Investigation on the Impact of Scandium-doping on the kt2 of ScxAl1-xN Cross-sectional Lamé Mode Resonators

Abstract

This paper reports on the impact of Scandium doping on Microelectromechanical (MEM) Aluminum Nitride (AlN) Cross-sectional Lame Mode Resonators (CLMR) electromechanical coupling coefficient (k t 2). Three different device configurations exploiting both Thickness Field Excitation (TFE) and Lateral Field Excitation (LFE) are investigated with respect to Sc-doping levels (0, 20, and 40%) and electrodes material. Tungsten (W), Platinum (Pt), Aluminum (Al), and Molybdenum (Mo) are selected as benchmark materials for the study. The impact of doping is investigated as a function of the ratio between the piezoelectric film thickness (h) normalized to the horizontal acoustic wavelength (⋋).
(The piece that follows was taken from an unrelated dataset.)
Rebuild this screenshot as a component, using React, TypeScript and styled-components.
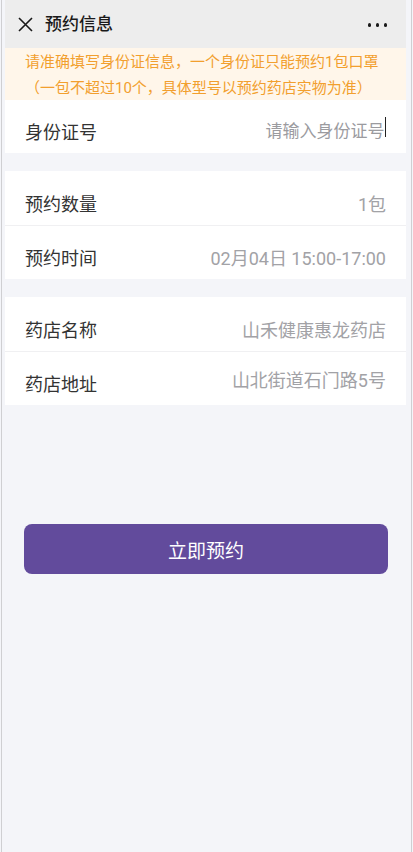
import React from "react";
import styled, { createGlobalStyle } from "styled-components";

const Global = createGlobalStyle`
  html, body { margin: 0; padding: 0; background: #f4f5f9; }
  body { font-family: Roboto, "Noto Sans CJK SC", sans-serif; }
  * { box-sizing: border-box; }
`;

const Frame = styled.div`
  margin: 0 1px;
  min-height: 852px;
  border-left: 1px solid #cfcfd2;
  border-right: 1px solid #cfcfd2;
  background: #f4f5f9;
  padding: 0 5px 0 3px;
  display: flex;
  flex-direction: column;
`;

const Header = styled.header`
  height: 48px;
  background: #ededed;
  display: flex;
  align-items: center;
  padding: 0 19px 0 12px;
`;

const Close = styled.div`
  width: 17px;
  height: 17px;
  display: flex;
  align-items: center;
  justify-content: center;
  margin-top: 1px;
`;

const Title = styled.h1`
  margin: 0 0 0 11px;
  font-size: 17px;
  font-weight: 500;
  color: #1a1a1a;
  flex: 1;
  line-height: 48px;
`;

const Dots = styled.div`
  display: flex;
  gap: 4.5px;
  margin-top: 2px;
`;

const Dot = styled.span`
  width: 3.5px;
  height: 3.5px;
  border-radius: 50%;
  background: #1a1a1a;
`;

const Notice = styled.div`
  height: 52px;
  background: #fff6ea;
  color: #f29f2e;
  font-size: 15px;
  line-height: 26px;
  padding: 1px 0 0 20px;
  white-space: nowrap;
`;

const Group = styled.section<{ $gap?: number }>`
  background: #fff;
  margin-top: ${(p) => p.$gap ?? 0}px;
  display: flex;
  flex-direction: column;
`;

const Row = styled.div<{ $h: number; $line?: boolean }>`
  height: ${(p) => p.$h}px;
  display: flex;
  align-items: center;
  justify-content: space-between;
  padding: 0 20px;
  border-top: ${(p) => (p.$line ? "1px solid #f0f0f2" : "none")};
`;

const Label = styled.span`
  font-size: 18px;
  color: #333;
  padding-top: 9px;
`;

const Value = styled.span<{ $shift?: boolean }>`
  font-size: 18px;
  color: #a2a2a6;
  padding-top: ${(p) => (p.$shift ? 9 : 0)}px;
`;

const Placeholder = styled.span`
  font-size: 17px;
  color: #9b9b9f;
  padding-top: 5px;
  display: flex;
  align-items: center;
`;

const Caret = styled.span`
  display: inline-block;
  width: 1.5px;
  height: 20px;
  background: #222;
  margin-left: 0px;
  margin-top: -4px;
`;

const Action = styled.div`
  padding: 119px 18px 0 19px;
`;

const Button = styled.button`
  width: 100%;
  height: 50px;
  border: none;
  border-radius: 8px;
  background: #624b9c;
  color: #fff;
  font-family: Roboto, "Noto Sans CJK SC", sans-serif;
  font-size: 19px;
  display: flex;
  align-items: center;
  justify-content: center;
  padding: 0;
`;

export default function App() {
  return (
    <>
      <Global />
      <Frame>
        <Header>
          <Close>
            <svg width="15" height="15" viewBox="0 0 15 15">
              <path d="M1 1 L14 14 M14 1 L1 14" stroke="#1a1a1a" strokeWidth="1.6" fill="none" />
            </svg>
          </Close>
          <Title>预约信息</Title>
          <Dots>
            <Dot />
            <Dot />
            <Dot />
          </Dots>
        </Header>
        <Notice>
          请准确填写身份证信息，一个身份证只能预约1包口罩
          <br />
          （一包不超过10个，具体型号以预约药店实物为准）
        </Notice>
        <Group>
          <Row $h={53}>
            <Label>身份证号</Label>
            <Placeholder>
              请输入身份证号
              <Caret />
            </Placeholder>
          </Row>
        </Group>
        <Group $gap={18}>
          <Row $h={54}>
            <Label>预约数量</Label>
            <Value $shift>1包</Value>
          </Row>
          <Row $h={54} $line>
            <Label>预约时间</Label>
            <Value $shift>02月04日 15:00-17:00</Value>
          </Row>
        </Group>
        <Group $gap={18}>
          <Row $h={54}>
            <Label>药店名称</Label>
            <Value $shift>山禾健康惠龙药店</Value>
          </Row>
          <Row $h={54} $line>
            <Label>药店地址</Label>
            <Value>山北街道石门路5号</Value>
          </Row>
        </Group>
        <Action>
          <Button>立即预约</Button>
        </Action>
      </Frame>
    </>
  );
}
Similarly, for each CLMR configuration and metal combination the electrode thickness is numerically optimized to provide the largest attainable k t 2. Since the sputtering of high-quality Sc-doped AlN (ScAlN) is achievable only on Pt or Mo seed layers, and metals with lower electrical resistivity are often implemented to reduce the impact of ohmic loading on the quality factor, a joint optimization of bottom Mo and top Al electrodes is also reported and compared to a non-optimized case.